Despite starting with a seemingly weak hand, its rated outputs of 136PS and 190Nm being the lowest on paper, the Teana 2.0 felt surprisingly sprightly on the move. Credit is due, we feel, to Nissan’s superb calibration of its X-Tronic CVT, which always seemed on the ball in making the most out of the engine’s modest outputs. The chassis is pleasing too, almost European in behaviour, confidently thumping out rough patches of road whilst effectively reining in body roll when pushed. The Nissan is let down by its cabin ambiance, however, which feels no better than an oversized Sylphy with regards to materials and fit.

In many ways, the Camry is a contrast to what the Teana has to offer.
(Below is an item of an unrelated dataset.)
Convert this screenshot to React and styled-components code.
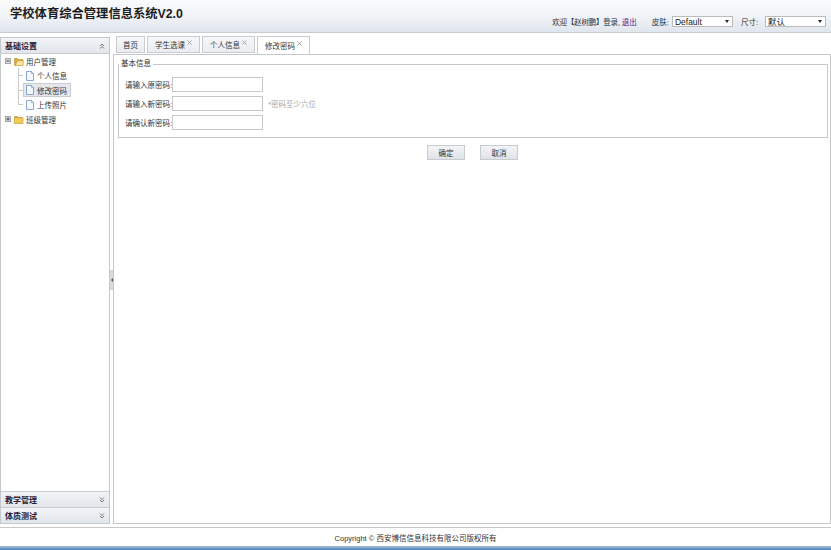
import React from "react";
import styled, { createGlobalStyle } from "styled-components";

const FONT = `"Liberation Sans", "Noto Sans CJK SC", sans-serif`;

const Global = createGlobalStyle`
  html, body { margin: 0; padding: 0; background: #fff; }
  body { font: 7.5px ${FONT}; color: #333; }
  * { box-sizing: border-box; }
`;

const Page = styled.div`
  width: 831px;
  height: 550px;
  display: flex;
  flex-direction: column;
  overflow: hidden;
`;

const Header = styled.header`
  flex: 0 0 33px;
  display: flex;
  justify-content: space-between;
  padding: 0 5px 0 10px;
  background: linear-gradient(#fafbfc, #f3f5f8 40%, #e0e6ee);
  border-bottom: 1px solid #c8ccd0;
`;

const Title = styled.h1`
  margin: 5px 0 0;
  font-size: 12.3px;
  line-height: 18px;
  font-weight: bold;
  color: #1c1c1c;
`;

const Status = styled.div`
  display: flex;
  align-items: center;
  align-self: flex-end;
  height: 11px;
  margin-bottom: 5px;
  color: #333;
`;

const Welcome = styled.span`
  letter-spacing: -0.2px;
`;

const Exit = styled.a`
  color: #551a8b;
  margin-left: 2px;
`;

const Skin = styled.span`
  margin-left: ${(p) => p.$gap}px;
  margin-right: ${(p) => p.$after}px;
`;

const PickerWrap = styled.span`
  position: relative;
  display: block;
  width: 61px;
  height: 11px;
  &::after {
    content: "";
    position: absolute;
    right: 4px;
    top: 4px;
    border-style: solid;
    border-width: 3px 2px 0;
    border-color: #222 transparent transparent;
    pointer-events: none;
  }
`;

const Picker = styled.select`
  display: block;
  appearance: none;
  width: 100%;
  height: 100%;
  padding: 0 0 0 2px;
  font: 8.5px ${FONT};
  color: #222;
  background: #fff;
  border: 1px solid #bbb;
  border-radius: 0;
`;

const Main = styled.main`
  flex: 1;
  min-height: 0;
  display: flex;
  padding: 3px 0;
`;

const Sidebar = styled.aside`
  flex: 0 0 110px;
  margin-top: 1px;
  display: flex;
  flex-direction: column;
  border: 1px solid #c4c7cb;
  background: #fff;
`;

const AccHead = styled.div`
  flex: 0 0 16px;
  display: flex;
  align-items: center;
  justify-content: space-between;
  padding: 0 4px 0 4px;
  font-size: 8px;
  font-weight: bold;
  color: #2b2238;
  background: linear-gradient(#f2f4f6, #e1e6eb);
  border-top: ${(p) => (p.$ruled ? "1px solid #c8cbcf" : "0")};
  border-bottom: ${(p) => (p.$open ? "1px solid #c8cbcf" : "0")};
`;

const Tree = styled.ul`
  flex: 1;
  margin: 0;
  padding: 0 0 0 3px;
  list-style: none;
`;

const TreeRow = styled.li`
  height: 14.5px;
  display: flex;
  align-items: center;
  color: #333;
`;

const Selected = styled.span`
  display: flex;
  align-items: center;
  gap: 3px;
  height: 14px;
  padding: 0 4px 0 3px;
  background: ${(p) => (p.$active ? "#e6e7ec" : "transparent")};
  outline: ${(p) => (p.$active ? "1px solid #c9ccd3" : "none")};
  outline-offset: -1px;
`;

const Splitter = styled.div`
  flex: 0 0 3px;
  display: flex;
  align-items: center;
`;

const Handle = styled.div`
  width: 3px;
  height: 20px;
  background: #d8d8d8;
  display: flex;
  align-items: center;
  justify-content: center;
  &::after {
    content: "";
    border: 2px solid transparent;
    border-right: 2px solid #555;
    border-left: 0;
  }
`;

const Content = styled.section`
  flex: 1;
  display: flex;
  flex-direction: column;
  min-width: 0;
`;

const TabBar = styled.nav`
  flex: 0 0 17px;
  display: flex;
  gap: 2px;
  padding-left: 3px;
  position: relative;
  z-index: 1;
`;

const Tab = styled.div`
  height: ${(p) => (p.$active ? 18 : 17)}px;
  display: flex;
  align-items: center;
  justify-content: ${(p) => (p.$plain ? "center" : "flex-start")};
  width: ${(p) => (p.$plain ? 29 : 53)}px;
  padding-left: ${(p) => (p.$plain ? 0 : 7)}px;
  color: #333;
  border: 1px solid #c8cbcf;
  border-bottom: ${(p) => (p.$active ? "0" : "1px solid #c8cbcf")};
  background: ${(p) => (p.$active ? "#fff" : "linear-gradient(#f6f7f9, #e9ecf0)")};
`;

const Close = styled.svg`
  width: 5px;
  height: 5px;
  margin: -4px 0 0 2px;
  stroke: #a5a5a5;
  stroke-width: 1;
  fill: none;
`;

const Panel = styled.div`
  flex: 1;
  border: 1px solid #c4c7cb;
  padding: 4px 2px 0 4px;
  background: #fff;
`;

const Fieldset = styled.fieldset`
  margin: 0;
  padding: 8px 0 0 6px;
  height: 79px;
  border: 1px solid #c4c7cb;
  min-width: 0;
`;

const Legend = styled.legend`
  margin-left: -6px;
  padding: 0 2px;
  color: #333;
  line-height: 10px;
`;

const FormRow = styled.div`
  display: flex;
  align-items: center;
  height: 15px;
  margin-bottom: 4px;
  color: #333;
`;

const Label = styled.label`
  width: 47px;
  white-space: nowrap;
`;

const Field = styled.input`
  width: 91px;
  height: 15px;
  padding: 0 2px;
  border: 1px solid #c4c7cb;
  background: #fff;
`;

const Hint = styled.span`
  margin-left: 5px;
  color: #a8a8a8;
`;

const Actions = styled.div`
  display: flex;
  justify-content: center;
  gap: 15px;
  margin-top: 7px;
  padding-right: 1px;
`;

const Btn = styled.button`
  width: 38px;
  height: 15px;
  padding: 0;
  font: 7.5px ${FONT};
  color: #333;
  border: 1px solid #c8cbcf;
  background: linear-gradient(#f3f4f6, #dfe3e8);
`;

const Footer = styled.footer`
  flex: 0 0 19px;
  display: flex;
  align-items: center;
  justify-content: center;
  padding-top: 1px;
  border-top: 1px solid #c8c8c8;
  color: #333;
  background: #fff;
`;

const Strip = styled.div`
  flex: 0 0 4px;
  background: linear-gradient(#a9c2dc, #4f81b8);
`;

const Chevrons = ({ up }) => (
  <svg width="6" height="6" viewBox="0 0 6 6" fill="none" stroke="#777" strokeWidth="1">
    {up ? (
      <path d="M1 3l2-2 2 2M1 5.5l2-2 2 2" />
    ) : (
      <path d="M1 .5l2 2 2-2M1 3l2 2 2-2" />
    )}
  </svg>
);

const Expander = ({ open }) => (
  <svg width="8" height="8" viewBox="0 0 8 8" style={{ flex: "none" }}>
    <rect x="1.5" y="1.5" width="5" height="5" fill="#d9dcdf" stroke="#a5a5a5" />
    <path d={open ? "M2.5 4h3" : "M2.5 4h3M4 2.5v3"} stroke="#444" fill="none" />
  </svg>
);

const Folder = ({ open }) => (
  <svg width="10" height="9" viewBox="0 0 10 9" style={{ margin: "0 2px 0 2px", flex: "none" }}>
    <path d="M.5 1.5h3l1 1h4.5v6H.5z" fill="#d9ad3f" stroke="#b98f30" strokeWidth=".6" />
    <path
      d={open ? "M1.5 8.5l2-4.5h6.2l-1.5 4.5z" : "M.8 3.2h8v5H.8z"}
      fill={open ? "#fbe7a4" : "#f0cb55"}
      stroke={open ? "#c9a44a" : "none"}
      strokeWidth=".5"
    />
  </svg>
);

const Elbow = ({ last }) => (
  <svg width="19" height="15" viewBox="0 0 19 15" style={{ flex: "none" }}>
    <path d={last ? "M14.5 0v7.5h4.5" : "M14.5 0v15M14.5 7.5h4.5"} stroke="#c8c8c8" fill="none" />
  </svg>
);

const Doc = () => (
  <svg width="8" height="10" viewBox="0 0 8 10" style={{ flex: "none" }}>
    <path d="M.5.5h5l2 2v7h-7z" fill="#f4f8fd" stroke="#6d93c4" strokeWidth=".8" />
    <path d="M5.5.5v2h2" fill="#cfe0f3" stroke="#6d93c4" strokeWidth=".6" />
  </svg>
);

const X = () => (
  <Close viewBox="0 0 5 5">
    <path d="M.5.5l4 4M4.5.5l-4 4" />
  </Close>
);

const children = [
  { name: "个人信息" },
  { name: "修改密码", active: true },
  { name: "上传照片", last: true },
];

const fields = [
  { label: "请输入原密码:" },
  { label: "请输入新密码:", hint: "*密码至少六位" },
  { label: "请确认新密码:" },
];

export default function App() {
  return (
    <Page>
      <Global />
      <Header>
        <Title>学校体育综合管理信息系统V2.0</Title>
        <Status>
          <Welcome>欢迎【赵树鹏】登录,</Welcome>
          <Exit>退出</Exit>
          <Skin $gap={15} $after={3}>皮肤:</Skin>
          <PickerWrap>
            <Picker defaultValue="Default">
              <option>Default</option>
            </Picker>
          </PickerWrap>
          <Skin $gap={8} $after={7}>尺寸:</Skin>
          <PickerWrap>
            <Picker defaultValue="默认">
              <option>默认</option>
            </Picker>
          </PickerWrap>
        </Status>
      </Header>
      <Main>
        <Sidebar>
          <AccHead $open>
            基础设置
            <Chevrons up />
          </AccHead>
          <Tree>
            <TreeRow>
              <Expander open />
              <Folder open />
              用户管理
            </TreeRow>
            {children.map((c) => (
              <TreeRow key={c.name}>
                <Elbow last={c.last} />
                <Selected $active={c.active}>
                  <Doc />
                  {c.name}
                </Selected>
              </TreeRow>
            ))}
            <TreeRow>
              <Expander />
              <Folder />
              班级管理
            </TreeRow>
          </Tree>
          <AccHead $ruled>
            教学管理
            <Chevrons />
          </AccHead>
          <AccHead $ruled>
            体质测试
            <Chevrons />
          </AccHead>
        </Sidebar>
        <Splitter>
          <Handle />
        </Splitter>
        <Content>
          <TabBar>
            <Tab $plain>首页</Tab>
            <Tab>学生选课<X /></Tab>
            <Tab>个人信息<X /></Tab>
            <Tab $active>修改密码<X /></Tab>
          </TabBar>
          <Panel>
            <Fieldset>
              <Legend>基本信息</Legend>
              {fields.map((f) => (
                <FormRow key={f.label}>
                  <Label>{f.label}</Label>
                  <Field type="password" />
                  {f.hint && <Hint>{f.hint}</Hint>}
                </FormRow>
              ))}
            </Fieldset>
            <Actions>
              <Btn>确定</Btn>
              <Btn>取消</Btn>
            </Actions>
          </Panel>
        </Content>
      </Main>
      <Footer>Copyright © 西安博信信息科技有限公司版权所有</Footer>
      <Strip />
    </Page>
  );
}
Toyota built this car with chauffeur duty in mind, and its interior is finished accordingly; its selection of materials more classic and more exquisite in comparison with the Nissan. On the road, the Camry’s class-leading 6AR 2.0-litre dual injection VVT-iW powerplant promises much on paper, but finds much of its delivery retarded by a reticent 6-speed automatic transmission. It’s a smooth-shifting ‘box, granted, but its ratios are spread too wide requiring one to utilize the entire rev band for any form of enthusiastic driving. Its body control is also the weakest of the trio present.


Our experience here reinforces our earlier findings in the 2015 great D-segment shootout. Against its diametrically opposed competitors, the Accord occupies a happy middle ground. It has a more appealing interior than the Teana and more enjoyable to the drive than the Camry. Conversely, in areas where it lags against these two competitors, the Accord isn’t far behind. So, whilst its rivals do exceed it in some areas, the Accord ultimately redeems itself by offering a better-rounded skillset.

Honda had already found its winning formula with the Accord in 2013, and has sensibly chosen not to overdo the tinkering in this facelift exercise. The trickle down of extra equipment to the lower models was just what was needed to enhance the model’s overall competitiveness. The next generation Accord will probably need to feature more significant alterations, including a full powertrain change, but for now, minor tweaks are all that’s needed.